Your task:
From the entries that follow, reproduce exactly and only the lines from the line with "TypeScript and Tailwind CSS." to the line with "string; color: string;", endpoints included.

Excerpted records:

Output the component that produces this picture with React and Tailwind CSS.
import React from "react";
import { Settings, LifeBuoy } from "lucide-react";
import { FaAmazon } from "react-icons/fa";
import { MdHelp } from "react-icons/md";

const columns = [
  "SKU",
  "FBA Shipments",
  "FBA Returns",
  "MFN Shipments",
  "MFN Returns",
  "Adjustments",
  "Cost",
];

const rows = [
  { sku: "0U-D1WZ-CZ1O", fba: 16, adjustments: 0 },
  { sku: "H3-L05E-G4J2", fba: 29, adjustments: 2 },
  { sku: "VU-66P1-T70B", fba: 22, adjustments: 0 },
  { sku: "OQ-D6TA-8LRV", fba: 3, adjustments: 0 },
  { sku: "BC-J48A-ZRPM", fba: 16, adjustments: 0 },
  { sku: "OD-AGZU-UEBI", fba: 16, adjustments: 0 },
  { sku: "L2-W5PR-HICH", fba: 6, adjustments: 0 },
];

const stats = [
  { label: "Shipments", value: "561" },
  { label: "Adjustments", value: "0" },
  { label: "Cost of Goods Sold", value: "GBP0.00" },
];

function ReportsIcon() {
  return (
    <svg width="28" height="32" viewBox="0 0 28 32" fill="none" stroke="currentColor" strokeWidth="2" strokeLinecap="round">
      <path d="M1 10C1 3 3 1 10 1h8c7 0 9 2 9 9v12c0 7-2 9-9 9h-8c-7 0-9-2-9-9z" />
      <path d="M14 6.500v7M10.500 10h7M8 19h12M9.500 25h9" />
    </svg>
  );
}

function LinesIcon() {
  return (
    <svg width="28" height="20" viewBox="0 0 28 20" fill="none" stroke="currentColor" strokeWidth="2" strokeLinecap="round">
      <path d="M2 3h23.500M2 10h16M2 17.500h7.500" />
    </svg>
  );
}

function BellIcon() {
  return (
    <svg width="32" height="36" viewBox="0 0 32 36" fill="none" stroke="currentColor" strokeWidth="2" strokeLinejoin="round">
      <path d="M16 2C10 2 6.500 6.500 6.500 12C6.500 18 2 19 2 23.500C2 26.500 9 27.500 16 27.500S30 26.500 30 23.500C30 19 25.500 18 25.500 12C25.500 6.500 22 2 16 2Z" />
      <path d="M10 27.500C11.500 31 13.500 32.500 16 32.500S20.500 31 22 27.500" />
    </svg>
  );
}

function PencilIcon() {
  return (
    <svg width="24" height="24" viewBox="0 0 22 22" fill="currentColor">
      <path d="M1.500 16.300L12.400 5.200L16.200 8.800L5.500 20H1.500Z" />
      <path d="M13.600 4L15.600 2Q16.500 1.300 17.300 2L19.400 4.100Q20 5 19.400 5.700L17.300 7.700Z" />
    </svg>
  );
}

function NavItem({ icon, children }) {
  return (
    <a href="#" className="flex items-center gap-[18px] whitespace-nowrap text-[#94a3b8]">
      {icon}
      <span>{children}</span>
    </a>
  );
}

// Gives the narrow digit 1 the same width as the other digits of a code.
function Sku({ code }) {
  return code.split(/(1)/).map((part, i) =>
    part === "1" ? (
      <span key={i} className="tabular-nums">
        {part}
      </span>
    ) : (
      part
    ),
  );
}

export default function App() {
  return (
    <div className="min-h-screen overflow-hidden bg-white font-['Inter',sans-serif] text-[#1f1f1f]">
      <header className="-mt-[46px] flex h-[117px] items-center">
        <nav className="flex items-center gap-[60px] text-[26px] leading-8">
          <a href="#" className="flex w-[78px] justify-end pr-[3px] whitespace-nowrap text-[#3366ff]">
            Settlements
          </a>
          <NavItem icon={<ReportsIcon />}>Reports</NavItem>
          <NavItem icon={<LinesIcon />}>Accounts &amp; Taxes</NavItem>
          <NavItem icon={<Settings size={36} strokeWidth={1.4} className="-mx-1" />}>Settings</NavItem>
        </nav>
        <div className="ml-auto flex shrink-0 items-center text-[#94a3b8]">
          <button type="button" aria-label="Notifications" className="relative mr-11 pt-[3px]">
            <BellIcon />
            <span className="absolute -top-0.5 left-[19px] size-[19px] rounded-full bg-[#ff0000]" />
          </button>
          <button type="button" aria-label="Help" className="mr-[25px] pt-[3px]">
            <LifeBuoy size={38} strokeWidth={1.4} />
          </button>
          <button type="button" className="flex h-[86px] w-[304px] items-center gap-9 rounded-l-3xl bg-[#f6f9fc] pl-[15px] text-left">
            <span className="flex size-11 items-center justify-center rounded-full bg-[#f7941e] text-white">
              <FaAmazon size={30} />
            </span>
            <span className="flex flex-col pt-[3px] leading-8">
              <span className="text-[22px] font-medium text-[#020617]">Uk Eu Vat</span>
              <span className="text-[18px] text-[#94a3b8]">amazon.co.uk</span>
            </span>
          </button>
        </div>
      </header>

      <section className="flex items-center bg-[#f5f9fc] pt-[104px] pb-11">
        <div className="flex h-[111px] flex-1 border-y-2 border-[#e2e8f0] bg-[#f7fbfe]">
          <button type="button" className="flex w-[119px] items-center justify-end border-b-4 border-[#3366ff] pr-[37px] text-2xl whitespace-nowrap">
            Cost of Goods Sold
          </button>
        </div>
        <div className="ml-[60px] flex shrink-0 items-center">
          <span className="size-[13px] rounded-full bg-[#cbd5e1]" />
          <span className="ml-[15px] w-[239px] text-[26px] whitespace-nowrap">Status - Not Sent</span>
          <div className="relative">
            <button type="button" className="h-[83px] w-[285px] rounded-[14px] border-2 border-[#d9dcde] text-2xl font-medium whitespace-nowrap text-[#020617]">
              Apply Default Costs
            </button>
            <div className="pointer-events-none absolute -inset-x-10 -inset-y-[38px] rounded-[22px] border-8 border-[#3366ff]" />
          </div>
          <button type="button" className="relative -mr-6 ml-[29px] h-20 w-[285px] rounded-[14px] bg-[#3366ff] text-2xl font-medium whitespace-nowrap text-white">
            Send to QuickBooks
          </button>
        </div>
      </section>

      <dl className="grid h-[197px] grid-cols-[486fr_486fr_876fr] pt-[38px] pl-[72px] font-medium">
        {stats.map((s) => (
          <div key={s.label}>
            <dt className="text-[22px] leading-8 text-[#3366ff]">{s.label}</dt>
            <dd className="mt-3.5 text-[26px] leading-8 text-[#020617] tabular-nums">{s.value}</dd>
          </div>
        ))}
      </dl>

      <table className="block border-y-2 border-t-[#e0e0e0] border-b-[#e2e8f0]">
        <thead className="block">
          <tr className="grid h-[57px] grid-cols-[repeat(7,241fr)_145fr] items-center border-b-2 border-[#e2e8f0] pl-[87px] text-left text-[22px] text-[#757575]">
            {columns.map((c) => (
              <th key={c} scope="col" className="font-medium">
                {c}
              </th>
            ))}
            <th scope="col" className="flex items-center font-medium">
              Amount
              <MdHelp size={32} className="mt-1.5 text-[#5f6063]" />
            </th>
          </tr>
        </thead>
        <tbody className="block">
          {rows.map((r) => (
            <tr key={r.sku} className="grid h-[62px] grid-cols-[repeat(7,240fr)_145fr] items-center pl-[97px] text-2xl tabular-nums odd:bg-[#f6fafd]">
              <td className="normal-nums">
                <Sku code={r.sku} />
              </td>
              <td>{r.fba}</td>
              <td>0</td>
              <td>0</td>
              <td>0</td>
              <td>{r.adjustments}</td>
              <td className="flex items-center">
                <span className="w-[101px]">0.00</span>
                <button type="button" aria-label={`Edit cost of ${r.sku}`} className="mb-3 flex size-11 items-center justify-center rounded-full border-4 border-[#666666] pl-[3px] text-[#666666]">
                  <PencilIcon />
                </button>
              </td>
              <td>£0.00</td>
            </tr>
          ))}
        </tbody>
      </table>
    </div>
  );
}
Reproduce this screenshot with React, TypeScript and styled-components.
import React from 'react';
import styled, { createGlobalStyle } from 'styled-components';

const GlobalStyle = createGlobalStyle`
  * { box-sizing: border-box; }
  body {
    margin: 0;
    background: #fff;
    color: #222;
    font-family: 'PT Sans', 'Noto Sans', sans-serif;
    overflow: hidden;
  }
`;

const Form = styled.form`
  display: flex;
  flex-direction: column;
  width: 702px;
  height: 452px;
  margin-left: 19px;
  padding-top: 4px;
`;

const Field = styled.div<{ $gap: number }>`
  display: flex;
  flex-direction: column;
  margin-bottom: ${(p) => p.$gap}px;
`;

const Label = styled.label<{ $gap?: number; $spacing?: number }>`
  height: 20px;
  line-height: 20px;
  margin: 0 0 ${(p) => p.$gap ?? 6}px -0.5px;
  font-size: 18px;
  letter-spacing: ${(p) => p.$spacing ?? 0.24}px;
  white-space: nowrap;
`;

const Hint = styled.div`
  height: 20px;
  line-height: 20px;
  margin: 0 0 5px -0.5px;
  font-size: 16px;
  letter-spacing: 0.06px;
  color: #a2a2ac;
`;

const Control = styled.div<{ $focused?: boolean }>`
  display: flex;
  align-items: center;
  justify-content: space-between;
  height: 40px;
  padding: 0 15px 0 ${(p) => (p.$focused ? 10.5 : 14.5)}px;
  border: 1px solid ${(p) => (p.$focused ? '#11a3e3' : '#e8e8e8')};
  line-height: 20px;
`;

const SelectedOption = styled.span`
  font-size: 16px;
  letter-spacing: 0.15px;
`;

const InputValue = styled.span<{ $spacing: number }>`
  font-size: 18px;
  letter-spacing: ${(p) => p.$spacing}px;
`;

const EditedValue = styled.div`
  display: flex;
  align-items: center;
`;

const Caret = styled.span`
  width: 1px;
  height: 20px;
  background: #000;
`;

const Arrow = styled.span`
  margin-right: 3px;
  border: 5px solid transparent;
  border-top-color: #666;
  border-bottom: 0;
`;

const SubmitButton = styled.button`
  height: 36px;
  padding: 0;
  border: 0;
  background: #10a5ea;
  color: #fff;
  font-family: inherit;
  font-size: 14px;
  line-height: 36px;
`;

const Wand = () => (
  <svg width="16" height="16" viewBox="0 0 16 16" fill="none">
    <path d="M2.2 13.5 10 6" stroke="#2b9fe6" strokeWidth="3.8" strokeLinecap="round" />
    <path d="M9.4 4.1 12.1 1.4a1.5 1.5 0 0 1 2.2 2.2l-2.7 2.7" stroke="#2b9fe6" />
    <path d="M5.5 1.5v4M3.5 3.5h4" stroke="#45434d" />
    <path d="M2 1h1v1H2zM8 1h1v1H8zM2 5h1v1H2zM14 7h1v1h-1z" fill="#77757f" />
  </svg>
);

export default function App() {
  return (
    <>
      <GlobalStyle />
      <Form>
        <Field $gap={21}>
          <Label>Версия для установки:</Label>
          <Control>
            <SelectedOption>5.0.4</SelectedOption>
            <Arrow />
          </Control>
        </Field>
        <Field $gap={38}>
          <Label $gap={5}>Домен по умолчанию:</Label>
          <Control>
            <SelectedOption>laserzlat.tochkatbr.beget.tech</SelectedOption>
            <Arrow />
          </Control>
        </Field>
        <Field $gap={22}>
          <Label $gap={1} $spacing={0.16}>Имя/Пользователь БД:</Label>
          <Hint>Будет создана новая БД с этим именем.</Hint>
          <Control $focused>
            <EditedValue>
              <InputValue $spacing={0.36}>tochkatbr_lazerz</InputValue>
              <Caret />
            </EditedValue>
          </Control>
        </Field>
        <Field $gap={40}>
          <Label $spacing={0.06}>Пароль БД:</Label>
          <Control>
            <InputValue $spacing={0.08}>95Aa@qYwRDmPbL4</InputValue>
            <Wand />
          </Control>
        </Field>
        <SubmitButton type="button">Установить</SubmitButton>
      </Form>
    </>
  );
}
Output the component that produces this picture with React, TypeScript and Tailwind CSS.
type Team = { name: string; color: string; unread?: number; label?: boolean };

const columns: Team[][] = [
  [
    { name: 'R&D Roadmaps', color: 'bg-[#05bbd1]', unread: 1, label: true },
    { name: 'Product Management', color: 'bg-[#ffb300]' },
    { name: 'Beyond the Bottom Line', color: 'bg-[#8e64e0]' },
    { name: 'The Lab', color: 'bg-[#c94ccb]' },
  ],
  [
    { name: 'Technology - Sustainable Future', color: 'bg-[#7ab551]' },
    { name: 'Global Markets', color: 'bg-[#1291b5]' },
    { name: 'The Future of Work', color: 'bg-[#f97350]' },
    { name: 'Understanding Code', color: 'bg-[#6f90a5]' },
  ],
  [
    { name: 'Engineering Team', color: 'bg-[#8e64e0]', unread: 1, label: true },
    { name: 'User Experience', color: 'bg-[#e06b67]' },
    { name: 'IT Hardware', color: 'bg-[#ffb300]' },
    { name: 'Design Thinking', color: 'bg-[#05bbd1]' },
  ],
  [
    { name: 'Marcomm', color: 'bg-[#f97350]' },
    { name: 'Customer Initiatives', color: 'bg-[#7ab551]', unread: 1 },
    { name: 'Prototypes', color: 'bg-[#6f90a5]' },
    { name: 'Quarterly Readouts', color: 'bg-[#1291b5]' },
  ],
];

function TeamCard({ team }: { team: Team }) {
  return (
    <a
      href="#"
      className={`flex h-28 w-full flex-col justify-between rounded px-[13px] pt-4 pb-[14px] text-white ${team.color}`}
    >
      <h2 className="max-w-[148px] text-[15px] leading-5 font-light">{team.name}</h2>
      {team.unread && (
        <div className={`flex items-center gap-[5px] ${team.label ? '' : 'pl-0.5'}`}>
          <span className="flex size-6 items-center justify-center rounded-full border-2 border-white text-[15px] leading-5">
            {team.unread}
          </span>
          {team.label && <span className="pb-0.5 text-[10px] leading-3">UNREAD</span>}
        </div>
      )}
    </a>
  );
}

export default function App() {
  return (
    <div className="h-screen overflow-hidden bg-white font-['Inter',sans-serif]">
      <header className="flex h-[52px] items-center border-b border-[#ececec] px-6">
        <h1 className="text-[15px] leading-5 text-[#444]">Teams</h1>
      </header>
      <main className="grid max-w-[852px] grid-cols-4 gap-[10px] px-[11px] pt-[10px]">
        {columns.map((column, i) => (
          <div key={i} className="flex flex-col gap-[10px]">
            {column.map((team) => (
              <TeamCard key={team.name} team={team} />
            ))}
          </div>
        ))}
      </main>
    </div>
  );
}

Answer below:
Output the component that produces this picture with React, TypeScript and Tailwind CSS.
type Team = { name: string; color: string; unread?: number; label?: boolean };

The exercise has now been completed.